18 to Party
directed by Jeff Roda
starring Kevin Daniel Carey, Enzo Cellucci, Alivia Clark
There was a time when underage kids in bars was not a big deal. Those days are gone, but let’s slide back to 1984 on a Friday evening. The high schoolers in this small town hang out on a loading dock, waiting for Polo’s Bar to open so they can hear the music. Since they can’t drink, they get in last, assuming there is any space left for them. They have to wait for all the legal kids to get in, then they can join the rock and roll elite. Shelby, nominally the smart kid, just flunked a math pop quiz. Lanky is the stoner who claims to know someone who knows someone. Weird Kera reads the paper and bemoans the evil politics of the day. All the other teen stereotypes float thought this crowd: The Artist, The Jock. The Trouble Kid With A Pellet Gun. It’s all very convivial, and the topic of the day: “Is This Class Jinxed?” Seven kids have died in the last year, a shocking number anywhere.
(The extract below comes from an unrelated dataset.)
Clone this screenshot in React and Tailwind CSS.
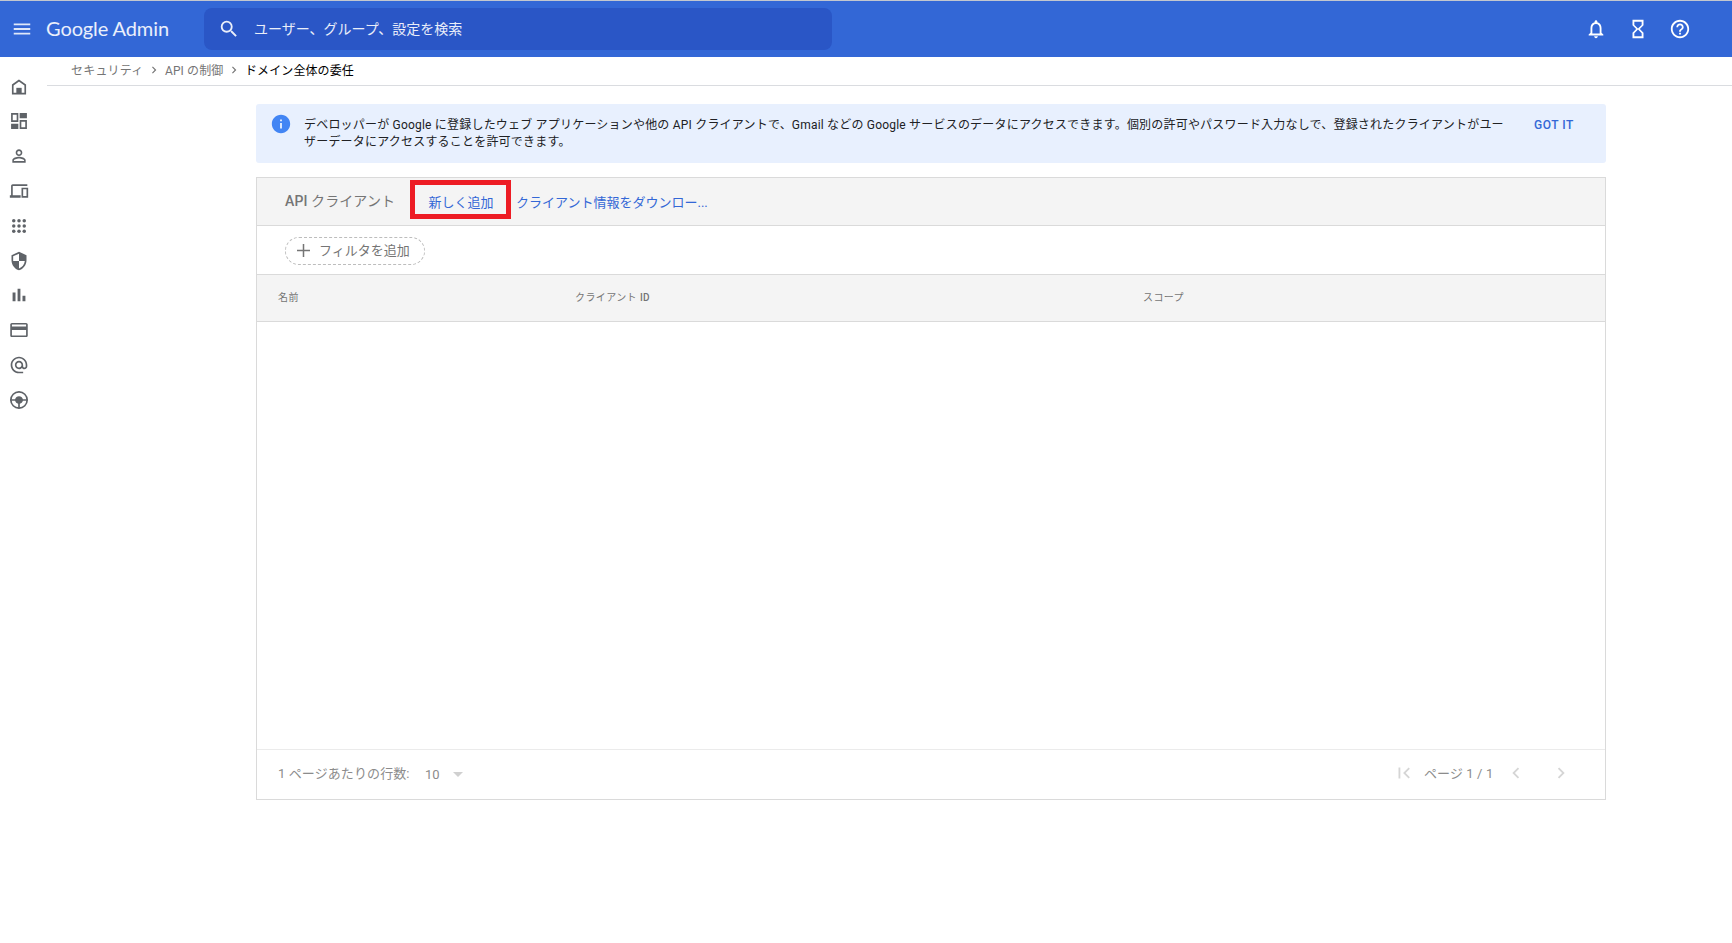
import {
  MdAlternateEmail,
  MdArrowDropDown,
  MdChevronLeft,
  MdChevronRight,
  MdFirstPage,
  MdHelpOutline,
  MdHourglassEmpty,
  MdInfo,
  MdMenu,
  MdNotificationsNone,
  MdPersonOutline,
  MdSearch,
  MdSecurity,
} from "react-icons/md";

function Icon({ children }) {
  return (
    <svg viewBox="0 0 24 24" className="size-5" fill="currentColor">
      {children}
    </svg>
  );
}

const HomeIcon = () => (
  <Icon>
    <path d="M12 4.2 4.5 9.6V20h15V9.6L12 4.2z" fill="none" stroke="currentColor" strokeWidth="2" />
    <path d="M8.8 13h6.4v7H8.8z" />
  </Icon>
);

const DashboardIcon = () => (
  <Icon>
    <path d="M3.5 3.5h6.7v8.7H3.5zM13.8 11.8h6.7v8.7h-6.7z" fill="none" stroke="currentColor" strokeWidth="2" />
    <path d="M12.8 2.5h8.7v6.3h-8.7zM2.5 15.2h8.7v6.3H2.5z" />
  </Icon>
);

const DevicesIcon = () => (
  <Icon>
    <path d="M4.5 6H22V4H4.5c-1.1 0-2 .9-2 2v11H1v3h13v-3H4.5V6z" />
    <path d="M16 9h6v10h-6z" fill="none" stroke="currentColor" strokeWidth="2" />
  </Icon>
);

const AppsIcon = () => (
  <Icon>
    {[5.7, 12, 18.3].map((y) =>
      [5.7, 12, 18.3].map((x) => <circle key={`${x}-${y}`} cx={x} cy={y} r="2.1" />)
    )}
  </Icon>
);

const ReportIcon = () => (
  <Icon>
    <path d="M4.3 9h3.5v10.5H4.3zM10.3 4.5h3.4v15h-3.4zM16.2 13h3.5v6.5h-3.5z" />
  </Icon>
);

const BillingIcon = () => (
  <Icon>
    <path
      fillRule="evenodd"
      d="M20.5 3.5h-17c-1.1 0-2 .9-2 2v13c0 1.1.9 2 2 2h17c1.1 0 2-.9 2-2v-13c0-1.1-.9-2-2-2zM3.5 5.5h17v2.4h-17zM3.5 12h17v6.5h-17z"
    />
  </Icon>
);

const WheelIcon = () => (
  <Icon>
    <circle cx="12" cy="12" r="9.8" fill="none" stroke="currentColor" strokeWidth="2" />
    <path d="M2 11h5.3c.8-2.2 2.3-3.5 4.7-3.5s3.9 1.3 4.7 3.5H22v2h-5.3c-.6 1.8-1.8 3-3.7 3.6V22h-2v-5.4c-1.9-.6-3.1-1.8-3.7-3.6H2z" />
  </Icon>
);

const navItems = [
  HomeIcon,
  DashboardIcon,
  MdPersonOutline,
  DevicesIcon,
  AppsIcon,
  MdSecurity,
  ReportIcon,
  BillingIcon,
  MdAlternateEmail,
  WheelIcon,
];

function Header() {
  return (
    <header className="flex h-[57px] items-center border-t border-[#c3c7cf] bg-[#3367d6] text-white">
      <MdMenu className="ml-[11px] size-[22px] shrink-0 text-white/85" />
      <div className="ml-[13px] w-[158px] shrink-0 whitespace-nowrap pb-[2px] font-['Lato'] text-[20px] leading-none tracking-[-0.1px] text-white/90">
        Google Admin
      </div>
      <div className="flex h-[42px] w-[628px] items-center rounded-lg bg-[#2a56c6] pl-[14px] text-white/90">
        <MdSearch className="size-[22px]" />
        <span className="ml-[14px] text-sm">ユーザー、グループ、設定を検索</span>
      </div>
      <div className="ml-auto mr-[41.5px] flex gap-5">
        <MdNotificationsNone className="size-[22px]" />
        <MdHourglassEmpty className="size-[22px]" />
        <MdHelpOutline className="size-[22px]" />
      </div>
    </header>
  );
}

function Sidebar() {
  return (
    <nav className="flex w-[47px] shrink-0 flex-col gap-[14.8px] pl-[8.5px] pt-[19.6px] text-[#5f6368]">
      {navItems.map((Item, index) => (
        <Item key={index} className="size-5" />
      ))}
    </nav>
  );
}

function Breadcrumbs() {
  return (
    <div className="flex h-[29px] items-center border-b border-[#dadce0] pl-6 text-xs text-[#757575]">
      <span className="w-[76px] tracking-[0.2px]">セキュリティ</span>
      <MdChevronRight className="mb-[2px] mr-1 size-3.5" />
      <span className="w-[59px] tracking-[0.1px]">API の制御</span>
      <MdChevronRight className="mb-[2px] ml-[3px] mr-1 size-3.5" />
      <span className="tracking-[0.1px] text-black">ドメイン全体の委任</span>
    </div>
  );
}

function Banner() {
  return (
    <div className="flex h-[59px] rounded-[3px] bg-[#e8f0fe] pt-[12px] text-xs leading-[17px] text-[#202124]">
      <MdInfo className="-mt-[3px] ml-[14px] size-[22px] shrink-0 text-[#4285f4]" />
      <p className="ml-3 w-[1210px] whitespace-nowrap pt-[1px] tracking-[0.2px]">
        デベロッパーが Google に登録したウェブ アプリケーションや他の API クライアントで、Gmail などの Google
        サービスのデータにアクセスできます。個別の許可やパスワード入力なしで、登録されたクライアントがユー
        <br />
        ザーデータにアクセスすることを許可できます。
      </p>
      <button className="ml-[20px] h-[17px] whitespace-nowrap pt-[1px] font-medium tracking-[0.5px] text-[#3367d6]">
        GOT IT
      </button>
    </div>
  );
}

function ClientTable() {
  return (
    <section className="mt-[14px] h-[623px] border border-[#dadada] text-[13px] text-[#757575]">
      {/* Title + actions */}
      <div className="flex h-12 items-start border-b border-[#dadada] bg-[#f4f4f4] pl-7">
        <h2 className="w-[125px] pt-[13px] text-sm font-medium tracking-[0.1px]">
          API <span className="font-normal">クライアント</span>
        </h2>
        <button className="mt-[2px] h-[39px] w-[101px] border-[5px] border-[#ed1c24] pl-[1px] pt-[6px] text-[#3367d6]">
          新しく追加
        </button>
        <button className="ml-[5px] pt-[15px] text-[#3367d6]">クライアント情報をダウンロー...</button>
      </div>

      {/* Filter */}
      <div className="flex h-[49px] items-center border-b border-[#dadada] pl-7 pt-[2px]">
        <button className="flex h-7 w-[140px] items-center rounded-full border border-dashed border-[#bdbdbd] pb-[1px] pl-[11px]">
          <svg viewBox="0 0 13 13" className="size-[13px]">
            <path d="M6.5 0v13M0 6.5h13" stroke="currentColor" strokeWidth="1.5" />
          </svg>
          <span className="ml-[9px]">フィルタを追加</span>
        </button>
      </div>

      {/* Column names */}
      <div className="flex h-[47px] items-center border-b border-[#dadada] bg-[#f4f4f4] pb-[2px] pl-[21px] text-[10px] tracking-[0.4px]">
        <span className="w-[297px]">名前</span>
        <span className="w-[568px]">
          クライアント <span className="font-medium">ID</span>
        </span>
        <span>スコープ</span>
      </div>

      <div className="h-[428px] border-b border-[#ebebeb]" />

      {/* Paging */}
      <div className="flex h-[49px] items-center pb-[3px] pl-[21px] text-[#8c8c8c]">
        <span className="w-[147px] pt-px tracking-[0.1px]">1 ページあたりの行数:</span>
        <span className="pt-[3px]">10</span>
        <MdArrowDropDown className="ml-[6px] mt-px size-6 text-[#d0d0d0]" />
        <MdFirstPage className="ml-auto mr-[9px] size-[22px] text-[#d5d5d5]" />
        <span className="w-[81px] pt-px tracking-[0.1px]">ページ 1 / 1</span>
        <MdChevronLeft className="size-[22px] text-[#d5d5d5]" />
        <MdChevronRight className="ml-[23px] mr-[33px] size-[22px] text-[#d5d5d5]" />
      </div>
    </section>
  );
}

export default function App() {
  return (
    <div className="h-[943px] w-[1732px] overflow-hidden bg-white font-['Roboto','Noto_Sans_CJK_JP',sans-serif]">
      <Header />
      <div className="flex">
        <Sidebar />
        <main className="flex-1">
          <Breadcrumbs />
          <div className="ml-[209px] mt-[18px] w-[1350px]">
            <Banner />
            <ClientTable />
          </div>
        </main>
      </div>
    </div>
  );
}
There’s no good conclusion to this curse, and the group effort turns to the potential of sneaking in though a roof top maintenance hatch. Where does this freedom stem from? All the parents are at a meeting about the UFOs cluttering up their skies. Romances make and break, drugs are consumed, compromises reached. Soon the sun sets, and the film becomes dark. Not just from the ills of teen life, but mostly from the “Dogme 95” filming style the eschews any artificial light. It does save a few bucks in production but you wish you could adjust your brightness level
There’s a curious voyeurism here. These teens are no different than we were: obsessed with sex, drugs and angst over the odds of getting a role in the drama class production of Our Town. Their little microcosm recalls Norse mythology: most of the action takes place on the loading dock, representing the mundane world of Midgard. Below them and though the woods and chain link fence lies “The Construction Site”, a sort of Niflheim of the dead and the lost. Here the kids go to make out, smoke dope, and decide if they want to abandon the light and live here in hell. And above lies the Asgard of Polo’s Bar, a place only the blessed can enter, and only after a painful initiation. We all travel somewhere in these worlds, and these teens are us, set in a pretty frame. It’s a slice of life, life in 1984 and 1948 and 20 centuries into the future.
This film was presented as part of the 2020 Florida Film Festival sponsored by the Enzian Theater in Maitland, FL.